The Real Reason Michelle Obama Went To Marriage Counseling

The Obamas are a first family that Americans (and the world) will talk about for years to come. The power couple has been called #relationshipgoals across age groups and managed to successfully merge politics and pop culture — even more so after former President Barack Obama and his family moved out of the White House.

Former first lady Michelle has launched many of her own campaigns and even published a best selling novel, Becoming, which has grossed more than $60 million as of 2019, per NBC News. During her press run for the memoir, Michelle spoke candidly on intimate details about her family, including marital disputes with Barack. She doesn't paint the couple to be "perfect" in any fashion and even reveals that she and her husband utilized couples' counseling for a variety of reasons. During these sessions, Michelle revealed that she learned a lot about herself and the intricacies of her marriage.

Let's take a closer look at the real reason Michelle Obama went to marriage counseling and why she's opening up about the experience.

Michelle Obama reveals her 'tacky' love story

At first glance, Barack and Michelle Obama's backstory feels like a romantic novel waiting to be written. According to Insider, they met in 1989 at the Chicago law firm where she worked as an attorney. Twenty-five-year-old Michelle Robinson was tasked with mentoring a 28-year-old law student named Barack. Michelle assumed, per ABC News, that this pairing made sense to the law firm since both professionals had attended Harvard University. "There was a little intrigue," Michelle said, but when Barack asked her out about a month into the gig, she recalled thinking "no way. This is completely tacky."

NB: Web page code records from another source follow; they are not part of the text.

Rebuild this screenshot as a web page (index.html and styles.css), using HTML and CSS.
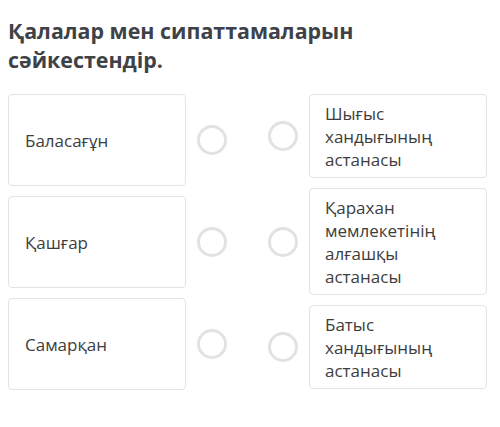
FILE: index.html
```html
<!DOCTYPE html>
<html lang="kk">
<head>
    <meta charset="utf-8">
    <title>Сәйкестендір</title>
    <link rel="stylesheet" href="styles.css">
</head>
<body>
    <h1 class="question">Қалалар мен сипаттамаларын сәйкестендір.</h1>

    <div class="board">
        <!-- сол жақ -->
        <div class="col">
            <div class="item">
                <div class="card card-left">Баласағұн</div>
                <span class="dot"></span>
            </div>
            <div class="item">
                <div class="card card-left">Қашғар</div>
                <span class="dot"></span>
            </div>
            <div class="item">
                <div class="card card-left">Самарқан</div>
                <span class="dot"></span>
            </div>
        </div>

        <!-- оң жақ -->
        <div class="col">
            <div class="item">
                <span class="dot"></span>
                <div class="card card-right">Шығыс хандығының астанасы</div>
            </div>
            <div class="item">
                <span class="dot"></span>
                <div class="card card-right">Қарахан мемлекетінің алғашқы астанасы</div>
            </div>
            <div class="item">
                <span class="dot"></span>
                <div class="card card-right">Батыс хандығының астанасы</div>
            </div>
        </div>
    </div>
</body>
</html>
```

FILE: styles.css
```css
body {
    margin: 0;
    padding: 16px 13px 0 8px;
    background: #fff;
    font-family: "Open Sans", "Noto Sans", sans-serif;
    color: #3b3b3b;
}

.question {
    margin: 0 0 20px 0;
    font-size: 21.4px;
    line-height: 29px;
    font-weight: 700;
    color: #3e4248;
    max-width: 400px;
}

.board {
    display: flex;
    justify-content: space-between;
}

.col {
    display: flex;
    flex-direction: column;
    gap: 10px;
}

.item {
    display: flex;
    align-items: center;
    gap: 11px;
}

/* карточкалар */
.card {
    box-sizing: border-box;
    width: 178px;
    border: 1px solid #e3e3e3;
    border-radius: 4px;
    font-size: 17px;
    line-height: 23px;
    color: #3d3d3d;
}

.card-left {
    height: 92px;
    padding: 0 16px;
    display: flex;
    align-items: center;
}

.card-right {
    padding: 7px 32px 6px 15px;
}

.dot {
    box-sizing: border-box;
    width: 30px;
    height: 30px;
    border: 3px solid #e2e2e2;
    border-radius: 50%;
    flex: none;
}
```
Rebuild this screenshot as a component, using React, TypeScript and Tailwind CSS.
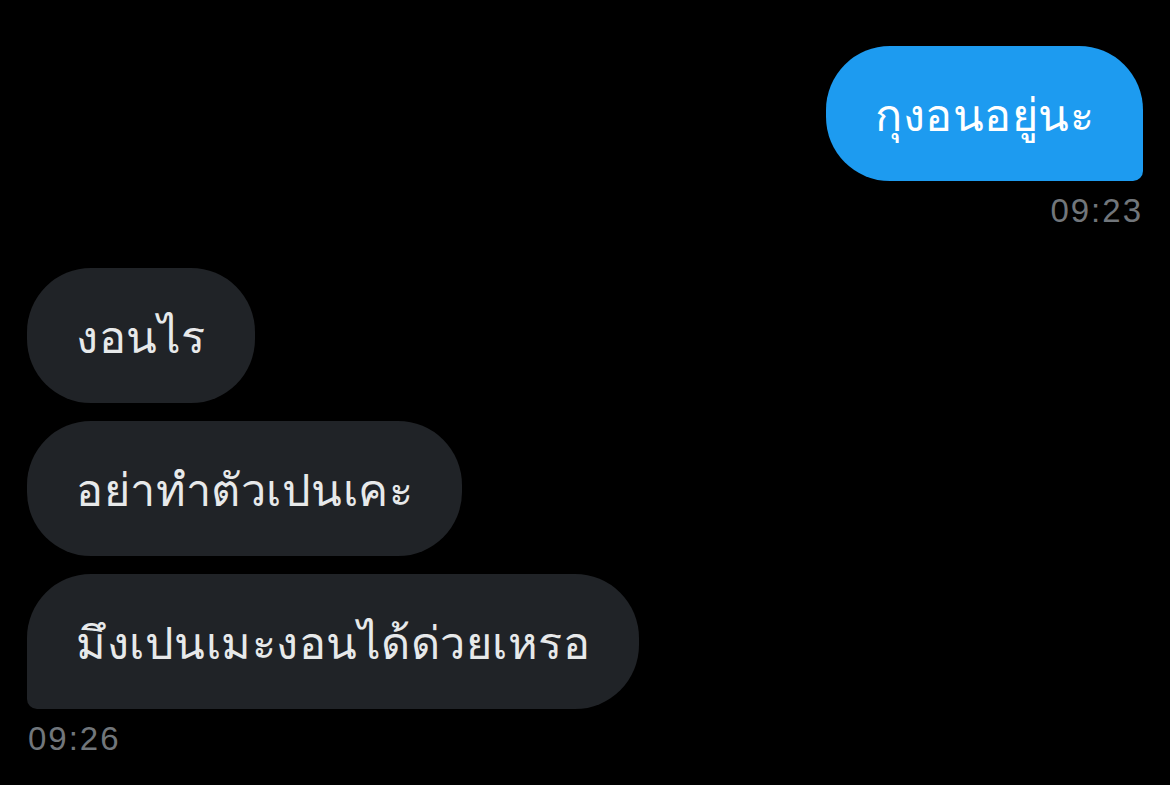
import React from 'react';

const thai = { fontFamily: '"Noto Sans", "DejaVu Sans", sans-serif' };

function Bubble({ text, mine, tail }: { text: string; mine?: boolean; tail?: boolean }) {
    const shape = mine
        ? 'bg-[#1d9bf0] text-white rounded-[64px] rounded-br-[10px]'
        : tail
            ? 'bg-[#202327] text-[#e7e9ea] rounded-[64px] rounded-bl-[10px]'
            : 'bg-[#202327] text-[#e7e9ea] rounded-[64px]';
    return (
        <div className={`${shape} px-[49px] h-[135px] flex items-center text-[45px] tracking-[0.5px] whitespace-nowrap`} style={thai}>
            {text}
        </div>
    );
}

function Time({ t }: { t: string }) {
    return (
        <div className="text-[#71767b] text-[33px] leading-[36px] tracking-[2px] font-['Liberation_Sans',sans-serif]">
            {t}
        </div>
    );
}

export default function App() {
    return (
        <main className="min-h-screen w-full bg-black px-[27px] pt-[46px] flex flex-col">
            <div className="flex flex-col items-end">
                <Bubble text="กุงอนอยู่นะ" mine />
                <div className="mt-[12px]">
                    <Time t="09:23" />
                </div>
            </div>
            <div className="flex flex-col items-start gap-[18px] mt-[39px]">
                <Bubble text="งอนไร" />
                <Bubble text="อย่าทำตัวเปนเคะ" />
                <Bubble text="มึงเปนเมะงอนได้ด่วยเหรอ" tail />
            </div>
            <div className="mt-[12px] pl-[1px]">
                <Time t="09:26" />
            </div>
        </main>
    );
}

She eventually agreed to a first date at a museum, and two years and many dates later, Barack and Michelle were engaged. They wed in October 1992. In his marriage vows, "Barack didn't pledge riches, only a life that would be interesting," she recalled. On July 4, 1998, Michelle gave birth to their first daughter, Malia Ann, and on July 10, 2001, Natasha (aka Sasha) was born.

In 2004, things really started to get interesting when Barack was elected to the U.S. Senate for Illinois. Four years later, Michelle stood next to her husband as he was elected the 44th President of the United States.

Throughout their tenure in the spotlight, there was never a time the power couple appeared to struggle. However, Michelle later shed some light on the darker corners of their marriage and the counseling that helped them endure.

Marriage counseling was a 'turning point' for the Obamas

During sit-down interviews following the release of her memoir, Michelle Obama spoke candidly about her experience with marriage counseling. The former first lady told late-night host Jimmy Fallon that she went into it thinking a professional would help her partner change. "I was one of those wives who thought, 'I'm taking you to marriage counseling so you can be fixed, Barack Obama. Because I was like, 'I'm perfect.'" 

"And lo and behold, counseling wasn't that at all," she told Oprah Winfrey. "It was about me exploring my sense of happiness and my voice ... I couldn't look to Barack and he couldn't look to me to be everything." Michelle said learning how to ground herself and her kids was vital. She determined that her life with "this swerving dervish of a person" (aka Barack) would require her to set boundaries (e.g. bedtime for the kids at a set time), and it would be his responsibility to "catch up to them."

"Marriage counseling was a turning point for me," she told Fallon. "...I had to learn how to fill myself up and how to put myself higher on my priority list." Michelle now hopes to help others learn from her experience.

Michelle Obama keeps it real for young couples

While many couples of all ages see Barack and Michelle Obama as the perfect pair, the former first lady says she wants to be open about their relationship's pitfalls and struggles because there are many young partners looking at their marriage through a filter — without their everyday relationship dilemmas on display for the world to witness.

"I want young people to know that marriage is work. Even the best marriages require work," she said during an appearance on The Tonight Show with Jimmy Fallon. "It's a choice that you make again and again and again." Michelle urged young couples to not quit when it gets difficult or problems arise. "If you're married for 50 years and 10 of them are horrible, you're doing really good," she quipped.

NBC News reported in 2019 that Becoming was becoming among the best-selling memoirs in history. The book was also the inspiration behind the Netflix documentary of the same name, which debuted May 6, 2020.